Ces substances dangereuses, on les retrouve, dans beaucoup de plastiques par exemple. La protection de l’enfant en devenir, c’est l’objectif numéro un. Cela fait partie en principe, d’un engagement de la France, qui a placé la protection de l’enfant comme une priorité.
Que pensez-vous de la nouvelle loi pesticides voté récemment par le Parlement européen ?
C’est la Commission environnement qui vient effectivement de la voter. Il y a une directive cadre qui est plutôt faible, avec peu d’objectifs chiffrés de réduction, la plupart du temps très vagues.
S’agissant du règlement relatif à la mise sur le marché, il y a eu une bonne résistance de la Commission environnement. Maintenant il ne faut pas qu’il y ait une grande lessive dans l’accord qui doit être trouvé entre la Commission et le Parlement, et qu’on conserve le principal, c’est à dire les critères d’exclusion, et notamment la suppression d’un maximum de perturbateurs endocriniens.
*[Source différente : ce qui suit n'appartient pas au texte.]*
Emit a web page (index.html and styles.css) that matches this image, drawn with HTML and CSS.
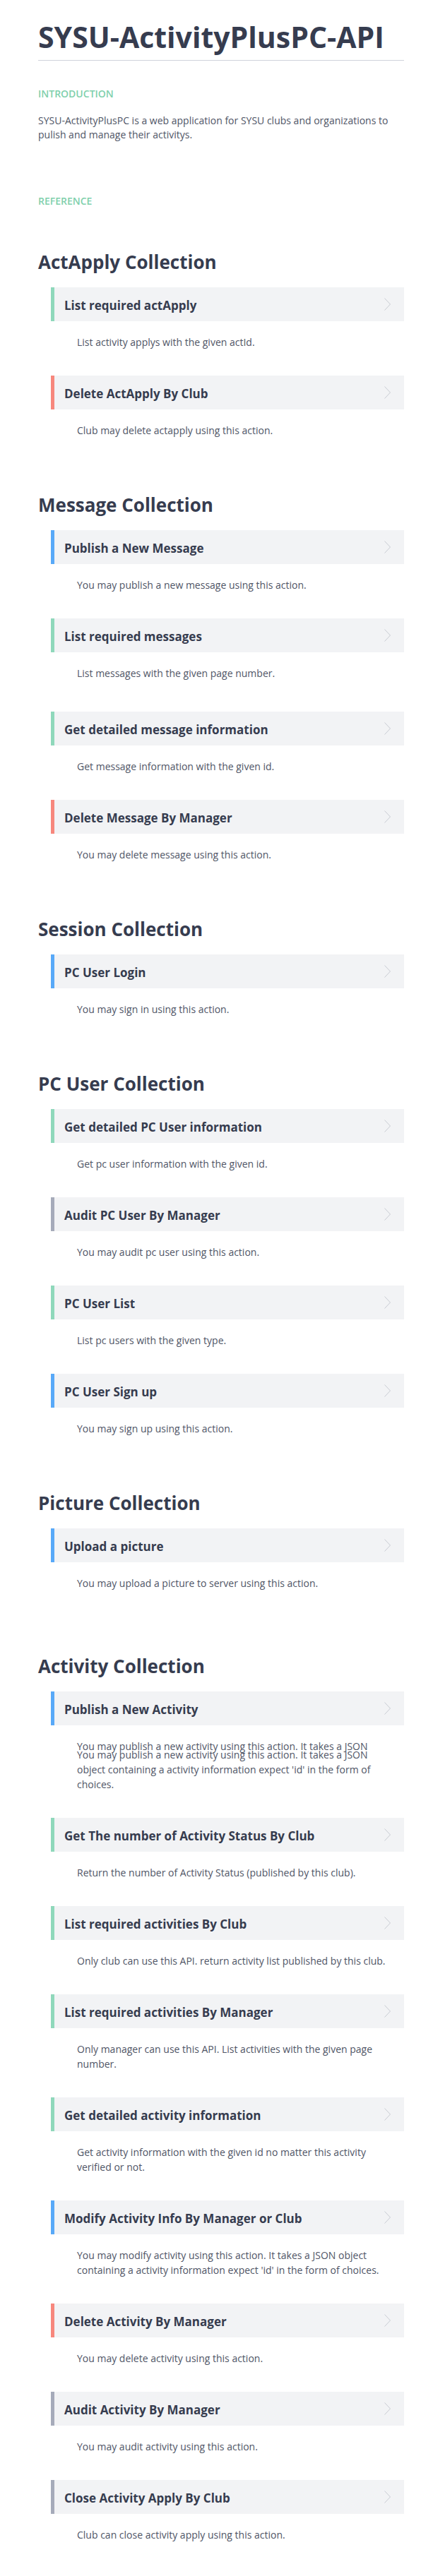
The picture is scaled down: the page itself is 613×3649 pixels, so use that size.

Ce n’est pas simple, car en face, il y a des groupements professionnels qui sont souvent de mauvaise foi. S’il existe des impasses techniques, et il peut en exister, le règlement prévoit des délais de quelques années, le temps de mettre au point des alternatives. On ne met pas le couteau sous la gorge aux producteurs, qui dépeignent pourtant une situation complètement catastrophique.
L’industrie phytosanitaire est-elle prête à supprimer ses produits dangereux ?
Les industriels ne veulent pas changer. Ils vendent certains produits qui posent problème, mais qui rapportent de l’argent. Plutôt que faire de la recherche pour trouver des solutions alternatives, ils préfèrent engranger des bénéfices. Ils viennent de payer une étude réalisée par un bureau d’études italien qui publie des résultats totalement hallucinants et ridicules.
Je renvoie à la lecture d’un très rapport du Parlement européen qui chiffre les résultats espérés par la mise en place de ces critères d’exclusion proposés, qui évoque de 3.500 à 7.000 milliards d’euros de bénéfices attendus sur la santé publique, et notamment sur celle des agriculteurs en 30 ans. C’est l’intérêt général.